Pourtant, Walter Berschin et Mechthild Pôrnbacher restent résolument partisans de l’identification avec Hilariacum, au point que cette dernière traduit, dans la phrase du prologue citée plus haut, « monasterium Helera » par « Kloster Saint-Avold », sans argument autre que celui consistant à considérer que par « rive de la Moselle» on pouvait entendre « région de la Moselle». Quant à René Bomert, il se rallie sans réserve à cette assertion, sans apporter le moindre argument.

En faveur d’Eller, relevons que Balther n’évoque à aucun moment Hilariacum ou Eleriacum, ni Nova-Cella, ni monasterium Sancti Naboris (appellation datant de 765, donc d’avant le voyage de Balther). De plus, la première église attestée de Saint-Avold, créée vers 720 par l’évêque de Metz Sigisbaud, était dédiée à saint Paul. Quant à la paroisse d’Eller, qui fut un centre religieux important au Moyen Âge, elle possède encore aujourd’hui son église dédiée à saint Hilaire, alors qu’il n’existe aucune trace de ce type à Saint-Avold.

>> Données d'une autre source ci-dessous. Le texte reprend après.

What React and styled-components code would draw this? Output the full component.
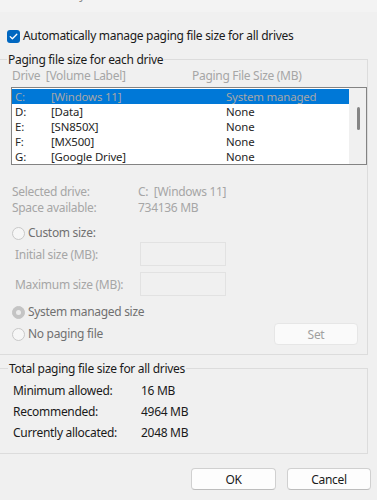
import React from "react";
import styled, { createGlobalStyle } from "styled-components";

const Global = createGlobalStyle`
  html, body { margin: 0; padding: 0; background: #f0f0f0; }
  body { font-family: "Noto Sans", "Segoe UI", sans-serif; font-size: 12px; letter-spacing: -0.3px; color: #1a1a1a; }
  * { box-sizing: border-box; }
`;

const Window = styled.div`
  width: 377px;
  height: 500px;
  overflow: hidden;
  background: #f0f0f0;
  display: flex;
  flex-direction: column;
`;

const TitleBar = styled.div`
  height: 12px;
  flex: none;
  overflow: hidden;
  background: #f3f3f3;
  display: flex;
  justify-content: space-between;
  padding: 0 6px 0 2px;
`;

const TitleText = styled.span`
  margin-top: -13px;
  line-height: 16px;
  font-size: 12px;
  color: #8a8a8a;
`;

const CloseGlyph = styled.span`
  margin-top: -11px;
  line-height: 14px;
  font-size: 14px;
  color: #9a9a9a;
`;

const CheckRow = styled.label`
  display: flex;
  align-items: center;
  gap: 3px;
  height: 16px;
  margin: 16px 0 0 7px;
  line-height: 16px;
  color: #1a1a1a;
`;

const CheckBox = styled.span`
  width: 13px;
  height: 13px;
  border-radius: 3px;
  background: #0067c0;
  display: inline-flex;
  align-items: center;
  justify-content: center;
  flex: none;
`;

const Group = styled.fieldset`
  margin: ${(p) => p.$top}px 0 0 0;
  width: 368px;
  border: 1px solid #dcdcdc;
  border-left: none;
  padding: 0 ${(p) => p.$padRight}px ${(p) => p.$padBottom}px ${(p) => p.$padLeft}px;
  min-width: 0;
`;

const Legend = styled.legend`
  padding: 0 1px;
  margin-left: ${(p) => p.$offset}px;
  line-height: 15px;
  color: #1a1a1a;
`;

const HeaderRow = styled.div`
  display: grid;
  grid-template-columns: 180px 1fr;
  padding-left: 1px;
  margin-top: 1px;
  line-height: 15px;
  color: #a6a6a6;
`;

const ListBox = styled.div`
  margin-top: 4px;
  height: 78px;
  border: 1px solid #838383;
  background: #ffffff;
  display: flex;
  padding-top: 1px;
`;

const Rows = styled.div`
  flex: 1;
  display: flex;
  flex-direction: column;
`;

const Row = styled.div`
  display: grid;
  grid-template-columns: 36px 175px 1fr;
  height: 15px;
  line-height: 15px;
  font-size: 11.4px;
  letter-spacing: -0.15px;
  padding-left: 3px;
  background: ${(p) => (p.$selected ? "#0078d7" : "transparent")};
  color: ${(p) => (p.$selected ? "#a7a7a7" : "#262626")};
  white-space: nowrap;
`;

const ScrollTrack = styled.div`
  width: 17px;
  margin-top: -1px;
  background: #f0f0f0;
  padding: 19px 0 0 8px;
`;

const Thumb = styled.div`
  width: 3px;
  height: 23px;
  border-radius: 2px;
  background: #858585;
`;

const InfoGrid = styled.div`
  display: grid;
  grid-template-columns: 126px 1fr;
  margin-top: 19px;
  padding-left: 1px;
  line-height: 16px;
  color: #a6a6a6;
`;

const RadioRow = styled.div`
  display: flex;
  align-items: center;
  gap: 3px;
  height: ${(p) => p.$h || 16}px;
  margin-top: ${(p) => p.$mt}px;
  padding-left: 1px;
  color: #707070;
  line-height: 16px;
`;

const Radio = styled.span`
  width: 13px;
  height: 13px;
  border-radius: 50%;
  flex: none;
  border: 1px solid ${(p) => (p.$checked ? "#c4c4c4" : "#c8c8c8")};
  background: ${(p) => (p.$checked ? "#c4c4c4" : "#f6f6f6")};
  display: inline-flex;
  align-items: center;
  justify-content: center;
  &::after {
    content: "";
    width: 5px;
    height: 5px;
    border-radius: 50%;
    background: ${(p) => (p.$checked ? "#ececec" : "transparent")};
  }
`;

const FieldRow = styled.div`
  display: grid;
  grid-template-columns: 125px 86px;
  align-items: center;
  margin-top: ${(p) => p.$mt}px;
  padding-left: 4px;
  color: #a6a6a6;
`;

const FieldBox = styled.div`
  height: 24px;
  border: 1px solid #e2e2e2;
  background: #f0f0f0;
`;

const Spacer = styled.div`
  flex: 1;
`;

const Button = styled.button`
  width: ${(p) => p.$w}px;
  height: 22px;
  border: 1px solid ${(p) => (p.$disabled ? "#e6e6e6" : "#d0d0d0")};
  border-bottom-color: ${(p) => (p.$disabled ? "#e6e6e6" : "#bdbdbd")};
  border-radius: 4px;
  background: ${(p) => (p.$disabled ? "#fafafa" : "#fdfdfd")};
  color: ${(p) => (p.$disabled ? "#a0a0a0" : "#1a1a1a")};
  font-family: inherit;
  font-size: 12px;
  letter-spacing: -0.3px;
  padding: 0;
  margin-right: ${(p) => p.$mr || 0}px;
`;

const TotalsGrid = styled.div`
  display: grid;
  grid-template-columns: 128px 1fr;
  grid-auto-rows: 21px;
  align-items: center;
  margin-top: 4px;
  padding-left: 4px;
  color: #1a1a1a;
`;

const Footer = styled.div`
  display: flex;
  justify-content: flex-end;
  gap: 11px;
  margin-top: 14px;
  padding-right: 6px;
`;

const drives = [
  ["C:", "[Windows 11]", "System managed"],
  ["D:", "[Data]", "None"],
  ["E:", "[SN850X]", "None"],
  ["F:", "[MX500]", "None"],
  ["G:", "[Google Drive]", "None"],
];

export default function App() {
  return (
    <>
      <Global />
      <Window>
        <TitleBar>
          <TitleText>Virtual Memory</TitleText>
          <CloseGlyph>✕</CloseGlyph>
        </TitleBar>

        <CheckRow>
          <CheckBox>
            <svg width="11" height="11" viewBox="0 0 11 11">
              <path d="M2.2 5.6 L4.4 7.8 L8.8 3.2" fill="none" stroke="#fff" strokeWidth="1.3" strokeLinecap="round" strokeLinejoin="round" />
            </svg>
          </CheckBox>
          Automatically manage paging file size for all drives
        </CheckRow>

        <Group $top={8} $padLeft={11} $padRight={0} $padBottom={9}>
          <Legend $offset={-4}>Paging file size for each drive</Legend>
          <HeaderRow>
            <span>Drive&nbsp; [Volume Label]</span>
            <span>Paging File Size (MB)</span>
          </HeaderRow>
          <ListBox>
            <Rows>
              {drives.map((d, i) => (
                <Row key={d[0]} $selected={i === 0}>
                  <span>{d[0]}</span>
                  <span>{d[1]}</span>
                  <span>{d[2]}</span>
                </Row>
              ))}
            </Rows>
            <ScrollTrack>
              <Thumb />
            </ScrollTrack>
          </ListBox>

          <InfoGrid>
            <span>Selected drive:</span>
            <span>C:&nbsp; [Windows 11]</span>
            <span>Space available:</span>
            <span>734136 MB</span>
          </InfoGrid>

          <RadioRow $mt={9}>
            <Radio />
            Custom size:
          </RadioRow>
          <FieldRow $mt={1}>
            <span>Initial size (MB):</span>
            <FieldBox />
          </FieldRow>
          <FieldRow $mt={6}>
            <span>Maximum size (MB):</span>
            <FieldBox />
          </FieldRow>
          <RadioRow $mt={8}>
            <Radio $checked />
            System managed size
          </RadioRow>
          <RadioRow $mt={3} $h={22}>
            <Radio />
            No paging file
            <Spacer />
            <Button $w={84} $mr={9} $disabled>Set</Button>
          </RadioRow>
        </Group>

        <Group $top={6} $padLeft={9} $padRight={0} $padBottom={10}>
          <Legend $offset={-1}>Total paging file size for all drives</Legend>
          <TotalsGrid>
            <span>Minimum allowed:</span>
            <span>16 MB</span>
            <span>Recommended:</span>
            <span>4964 MB</span>
            <span>Currently allocated:</span>
            <span>2048 MB</span>
          </TotalsGrid>
        </Group>

        <Footer>
          <Button $w={85}>OK</Button>
          <Button $w={84}>Cancel</Button>
        </Footer>
      </Window>
    </>
  );
}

Ainsi, malgré les critiques auxquelles est exposée cette Vita de Balther, l’équivalence Helera-Hilariacum paraît totalement infondée sur la base de ce récit. On peut donc penser que saint Fridolin n’a vraisemblablement jamais vu les rives de la Rosselle. Par ailleurs, même si cette Vita devait être une pure invention de son auteur, il resterait encore suffisamment d’arguments en faveur de la fondation, vers 720, du monastère de Saint-Avold par l’évêque de Metz Sigisbaud.

Les terres sur lesquelles allaient se développer les bourgades à l’origine de Saint-Avold et de Hombourg étaient déjà propriété des évêques de Metz au début du VIIIe siècle. La christianisation de ces régions relevait ainsi de la responsabilité de ces prélats qui s’y employèrent avec grande détermination.